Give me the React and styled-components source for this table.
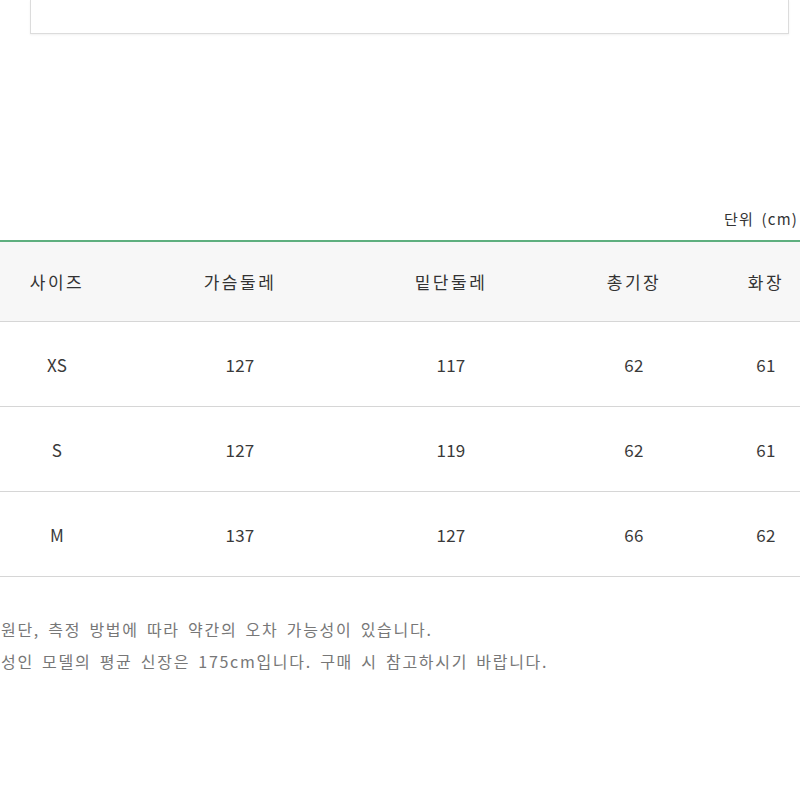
import React from "react";
import styled, { createGlobalStyle } from "styled-components";

const GlobalStyle = createGlobalStyle`
  html, body {
    margin: 0;
    padding: 0;
    background: #fff;
  }
  body {
    font-family: "Noto Sans CJK KR", "Noto Sans", sans-serif;
    color: #333;
  }
`;

const Page = styled.div`
  width: 800px;
  overflow: hidden;
`;

const TopBox = styled.div`
  height: 33px;
  margin: 0 11px 0 30px;
  border: 1px solid #dcdcdc;
  border-top: none;
  box-shadow: 0 1px 2px rgba(0, 0, 0, 0.06);
`;

const Unit = styled.div`
  margin-top: 174px;
  height: 22px;
  padding-right: 2px;
  text-align: right;
  font-size: 15px;
  line-height: 22px;
  letter-spacing: 1.2px;
  word-spacing: 3px;
  color: #333;
`;

const Table = styled.div`
  margin-top: 10px;
  border-top: 2px solid #5eaf7f;
`;

const Row = styled.div`
  display: grid;
  grid-template-columns: 114px 252px 170px 196px 68px;
  height: ${({ $head }) => ($head ? "79px" : "84px")};
  background: ${({ $head }) => ($head ? "#f7f7f7" : "#fff")};
  border-bottom: 1px solid #d6d6d6;
  align-items: center;
`;

const Cell = styled.div`
  text-align: center;
  font-size: 17px;
  color: ${({ $head }) => ($head ? "#333" : "#3a3a3a")};
  letter-spacing: ${({ $head }) => ($head ? "2.5px" : "0.3px")};
`;

const Notes = styled.div`
  margin-top: 36px;
  padding-left: 1px;
  font-size: 16px;
  line-height: 32px;
  letter-spacing: 1.7px;
  word-spacing: 3px;
  color: #777;
  white-space: nowrap;
`;

const head = ["사이즈", "가슴둘레", "밑단둘레", "총기장", "화장"];
const rows = [
  ["XS", "127", "117", "62", "61"],
  ["S", "127", "119", "62", "61"],
  ["M", "137", "127", "66", "62"],
];

export default function App() {
  return (
    <Page>
      <GlobalStyle />
      <TopBox />
      <Unit>단위 (cm)</Unit>
      <Table>
        <Row $head>
          {head.map((h) => (
            <Cell key={h} $head>
              {h}
            </Cell>
          ))}
        </Row>
        {rows.map((r) => (
          <Row key={r[0]}>
            {r.map((v, i) => (
              <Cell key={i}>{v}</Cell>
            ))}
          </Row>
        ))}
      </Table>
      <Notes>
        <div>원단, 측정 방법에 따라 약간의 오차 가능성이 있습니다.</div>
        <div>성인 모델의 평균 신장은 175cm입니다. 구매 시 참고하시기 바랍니다.</div>
      </Notes>
    </Page>
  );
}
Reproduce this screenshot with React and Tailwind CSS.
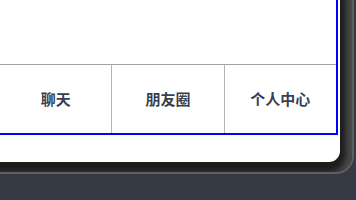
export default function App() {
  const tabs = ['聊天', '朋友圈', '个人中心'];
  return (
    <div className="w-[356px] h-[200px] bg-[#353a45] overflow-hidden">
      <div className="w-[354px] h-[174px] bg-[#1c1c1c] rounded-br-[18px] border-r-2 border-b-2 border-[#5e5e5e] shadow-[inset_-9px_-2px_6px_-3px_#4a4a4a] flex flex-col">
        <div className="w-[340px] h-[162px] bg-white rounded-br-[11px] flex flex-col">
          <div className="w-[338px] h-[135px] border-r-2 border-b-2 border-[#0000ff] flex flex-col justify-end">
            <div className="h-[69px] border-t border-[#a3a3a3] flex">
              {tabs.map((t, i) => (
                <div
                  key={t}
                  className={
                    'flex-1 flex items-center justify-center text-[15px] font-bold text-[#374151] ' +
                    (i < 2 ? 'border-r border-[#b5b5b5]' : '')
                  }
                  style={{ fontFamily: '"Noto Sans CJK SC", "Noto Sans", sans-serif' }}
                >
                  {t}
                </div>
              ))}
            </div>
          </div>
        </div>
      </div>
    </div>
  );
}
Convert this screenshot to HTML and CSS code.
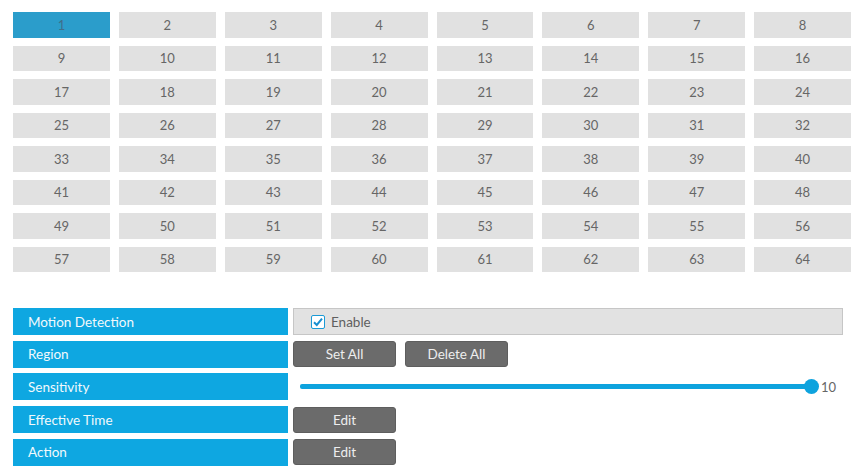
FILE: index.html
```html
<!DOCTYPE html>
<html>
<head>
<meta charset="utf-8">
<link rel="stylesheet" href="styles.css">
</head>
<body>
<div class="page">
  <div class="grid" id="grid"></div>
  <div class="form">
    <div class="row">
      <div class="label">Motion Detection</div>
      <div class="value">
        <div class="enable-box">
          <span class="check"><svg width="14" height="14" viewBox="0 0 14 14"><rect x="0.5" y="0.5" width="13" height="13" rx="1.5" fill="#fff" stroke="#1a9ad6"/><path d="M3 7.2 L5.8 10 L11 3.6" fill="none" stroke="#1a8fd0" stroke-width="2"/></svg></span>
          <span class="enable-text">Enable</span>
        </div>
      </div>
    </div>
    <div class="row">
      <div class="label">Region</div>
      <div class="value buttons">
        <button class="btn">Set All</button>
        <button class="btn">Delete All</button>
      </div>
    </div>
    <div class="row">
      <div class="label">Sensitivity</div>
      <div class="value slider-wrap">
        <div class="track"><span class="thumb"></span></div>
        <span class="slider-val">10</span>
      </div>
    </div>
    <div class="row">
      <div class="label">Effective Time</div>
      <div class="value buttons"><button class="btn">Edit</button></div>
    </div>
    <div class="row">
      <div class="label">Action</div>
      <div class="value buttons"><button class="btn">Edit</button></div>
    </div>
  </div>
</div>
<script src="script.js"></script>
</body>
</html>
```
FILE: script.js
```js
var g = document.getElementById('grid');
for (var i = 1; i <= 64; i++) {
  var d = document.createElement('div');
  d.className = 'cell' + (i === 1 ? ' active' : '');
  d.textContent = i;
  g.appendChild(d);
}
```
FILE: styles.css
```css
html, body { margin: 0; padding: 0; background: #fff; }
body { font-family: "Lato", "DejaVu Sans", sans-serif; font-size: 13px; font-weight: 400; }
.page { padding: 12px 6px 0 13px; width: 838px; }
.grid {
  display: grid;
  grid-template-columns: repeat(8, 1fr);
  grid-auto-rows: 25.5px;
  column-gap: 9px;
  row-gap: 8px;
}
.cell {
  background: #e1e1e1;
  color: #666;
  display: flex;
  align-items: center;
  justify-content: center;
  font-size: 13px;
}
.cell.active { background: #2b9dcb; color: #3f6f8a; }
.form { margin-top: 36px; display: flex; flex-direction: column; gap: 5.7px; }
.row { display: flex; height: 27px; gap: 5px; }
.label {
  width: 275px;
  background: #0ea7e1;
  color: #f2f9fc;
  display: flex;
  align-items: center;
  padding-left: 15px;
  box-sizing: border-box;
  font-size: 13.5px;
}
.value { flex: 1; display: flex; align-items: center; }
.enable-box {
  width: 550px;
  height: 27px;
  box-sizing: border-box;
  background: #e2e2e2;
  border: 1px solid #c6c6c6;
  display: flex;
  align-items: center;
  padding-left: 17px;
  gap: 6px;
  color: #5f5f5f;
  font-size: 13.5px;
}
.check { display: flex; }
.buttons { gap: 9px; }
.btn {
  width: 103px;
  height: 26px;
  background: #6b6b6b;
  border: 1px solid #5e5e5e;
  border-radius: 3px;
  color: #eee;
  font-family: inherit;
  font-weight: 400;
  font-size: 13.5px;
  padding: 0;
}
.slider-wrap { padding-left: 7px; gap: 3px; }
.track {
  position: relative;
  width: 512px;
  height: 5px;
  background: #0ea3de;
  border-radius: 2px;
}
.thumb {
  position: absolute;
  right: -7px;
  top: -5px;
  width: 15px;
  height: 15px;
  border-radius: 50%;
  background: #0ea3de;
}
.slider-val { margin-left: 6px; color: #666; font-size: 13px; }
```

● ● ● ● ●

_Given problem_
Write out every record above exactly as it stands, but leave out the pictures.

_Complete response_
Give me the React and styled-components source for this table.
import React from "react";
import styled, { createGlobalStyle } from "styled-components";

const GlobalStyle = createGlobalStyle`
  html, body {
    margin: 0;
    padding: 0;
    background: #fff;
  }
  body {
    font-family: "Noto Sans CJK KR", "Noto Sans", sans-serif;
    color: #333;
  }
`;

const Page = styled.div`
  width: 800px;
  overflow: hidden;
`;

const TopBox = styled.div`
  height: 33px;
  margin: 0 11px 0 30px;
  border: 1px solid #dcdcdc;
  border-top: none;
  box-shadow: 0 1px 2px rgba(0, 0, 0, 0.06);
`;

const Unit = styled.div`
  margin-top: 174px;
  height: 22px;
  padding-right: 2px;
  text-align: right;
  font-size: 15px;
  line-height: 22px;
  letter-spacing: 1.2px;
  word-spacing: 3px;
  color: #333;
`;

const Table = styled.div`
  margin-top: 10px;
  border-top: 2px solid #5eaf7f;
`;

const Row = styled.div`
  display: grid;
  grid-template-columns: 114px 252px 170px 196px 68px;
  height: ${({ $head }) => ($head ? "79px" : "84px")};
  background: ${({ $head }) => ($head ? "#f7f7f7" : "#fff")};
  border-bottom: 1px solid #d6d6d6;
  align-items: center;
`;

const Cell = styled.div`
  text-align: center;
  font-size: 17px;
  color: ${({ $head }) => ($head ? "#333" : "#3a3a3a")};
  letter-spacing: ${({ $head }) => ($head ? "2.5px" : "0.3px")};
`;

const Notes = styled.div`
  margin-top: 36px;
  padding-left: 1px;
  font-size: 16px;
  line-height: 32px;
  letter-spacing: 1.7px;
  word-spacing: 3px;
  color: #777;
  white-space: nowrap;
`;

const head = ["사이즈", "가슴둘레", "밑단둘레", "총기장", "화장"];
const rows = [
  ["XS", "127", "117", "62", "61"],
  ["S", "127", "119", "62", "61"],
  ["M", "137", "127", "66", "62"],
];

export default function App() {
  return (
    <Page>
      <GlobalStyle />
      <TopBox />
      <Unit>단위 (cm)</Unit>
      <Table>
        <Row $head>
          {head.map((h) => (
            <Cell key={h} $head>
              {h}
            </Cell>
          ))}
        </Row>
        {rows.map((r) => (
          <Row key={r[0]}>
            {r.map((v, i) => (
              <Cell key={i}>{v}</Cell>
            ))}
          </Row>
        ))}
      </Table>
      <Notes>
        <div>원단, 측정 방법에 따라 약간의 오차 가능성이 있습니다.</div>
        <div>성인 모델의 평균 신장은 175cm입니다. 구매 시 참고하시기 바랍니다.</div>
      </Notes>
    </Page>
  );
}
Reproduce this screenshot with React and Tailwind CSS.
export default function App() {
  const tabs = ['聊天', '朋友圈', '个人中心'];
  return (
    <div className="w-[356px] h-[200px] bg-[#353a45] overflow-hidden">
      <div className="w-[354px] h-[174px] bg-[#1c1c1c] rounded-br-[18px] border-r-2 border-b-2 border-[#5e5e5e] shadow-[inset_-9px_-2px_6px_-3px_#4a4a4a] flex flex-col">
        <div className="w-[340px] h-[162px] bg-white rounded-br-[11px] flex flex-col">
          <div className="w-[338px] h-[135px] border-r-2 border-b-2 border-[#0000ff] flex flex-col justify-end">
            <div className="h-[69px] border-t border-[#a3a3a3] flex">
              {tabs.map((t, i) => (
                <div
                  key={t}
                  className={
                    'flex-1 flex items-center justify-center text-[15px] font-bold text-[#374151] ' +
                    (i < 2 ? 'border-r border-[#b5b5b5]' : '')
                  }
                  style={{ fontFamily: '"Noto Sans CJK SC", "Noto Sans", sans-serif' }}
                >
                  {t}
                </div>
              ))}
            </div>
          </div>
        </div>
      </div>
    </div>
  );
}
Convert this screenshot to HTML and CSS code.
FILE: index.html
```html
<!DOCTYPE html>
<html>
<head>
<meta charset="utf-8">
<link rel="stylesheet" href="styles.css">
</head>
<body>
<div class="page">
  <div class="grid" id="grid"></div>
  <div class="form">
    <div class="row">
      <div class="label">Motion Detection</div>
      <div class="value">
        <div class="enable-box">
          <span class="check"><svg width="14" height="14" viewBox="0 0 14 14"><rect x="0.5" y="0.5" width="13" height="13" rx="1.5" fill="#fff" stroke="#1a9ad6"/><path d="M3 7.2 L5.8 10 L11 3.6" fill="none" stroke="#1a8fd0" stroke-width="2"/></svg></span>
          <span class="enable-text">Enable</span>
        </div>
      </div>
    </div>
    <div class="row">
      <div class="label">Region</div>
      <div class="value buttons">
        <button class="btn">Set All</button>
        <button class="btn">Delete All</button>
      </div>
    </div>
    <div class="row">
      <div class="label">Sensitivity</div>
      <div class="value slider-wrap">
        <div class="track"><span class="thumb"></span></div>
        <span class="slider-val">10</span>
      </div>
    </div>
    <div class="row">
      <div class="label">Effective Time</div>
      <div class="value buttons"><button class="btn">Edit</button></div>
    </div>
    <div class="row">
      <div class="label">Action</div>
      <div class="value buttons"><button class="btn">Edit</button></div>
    </div>
  </div>
</div>
<script src="script.js"></script>
</body>
</html>
```
FILE: script.js
```js
var g = document.getElementById('grid');
for (var i = 1; i <= 64; i++) {
  var d = document.createElement('div');
  d.className = 'cell' + (i === 1 ? ' active' : '');
  d.textContent = i;
  g.appendChild(d);
}
```
FILE: styles.css
```css
html, body { margin: 0; padding: 0; background: #fff; }
body { font-family: "Lato", "DejaVu Sans", sans-serif; font-size: 13px; font-weight: 400; }
.page { padding: 12px 6px 0 13px; width: 838px; }
.grid {
  display: grid;
  grid-template-columns: repeat(8, 1fr);
  grid-auto-rows: 25.5px;
  column-gap: 9px;
  row-gap: 8px;
}
.cell {
  background: #e1e1e1;
  color: #666;
  display: flex;
  align-items: center;
  justify-content: center;
  font-size: 13px;
}
.cell.active { background: #2b9dcb; color: #3f6f8a; }
.form { margin-top: 36px; display: flex; flex-direction: column; gap: 5.7px; }
.row { display: flex; height: 27px; gap: 5px; }
.label {
  width: 275px;
  background: #0ea7e1;
  color: #f2f9fc;
  display: flex;
  align-items: center;
  padding-left: 15px;
  box-sizing: border-box;
  font-size: 13.5px;
}
.value { flex: 1; display: flex; align-items: center; }
.enable-box {
  width: 550px;
  height: 27px;
  box-sizing: border-box;
  background: #e2e2e2;
  border: 1px solid #c6c6c6;
  display: flex;
  align-items: center;
  padding-left: 17px;
  gap: 6px;
  color: #5f5f5f;
  font-size: 13.5px;
}
.check { display: flex; }
.buttons { gap: 9px; }
.btn {
  width: 103px;
  height: 26px;
  background: #6b6b6b;
  border: 1px solid #5e5e5e;
  border-radius: 3px;
  color: #eee;
  font-family: inherit;
  font-weight: 400;
  font-size: 13.5px;
  padding: 0;
}
.slider-wrap { padding-left: 7px; gap: 3px; }
.track {
  position: relative;
  width: 512px;
  height: 5px;
  background: #0ea3de;
  border-radius: 2px;
}
.thumb {
  position: absolute;
  right: -7px;
  top: -5px;
  width: 15px;
  height: 15px;
  border-radius: 50%;
  background: #0ea3de;
}
.slider-val { margin-left: 6px; color: #666; font-size: 13px; }
```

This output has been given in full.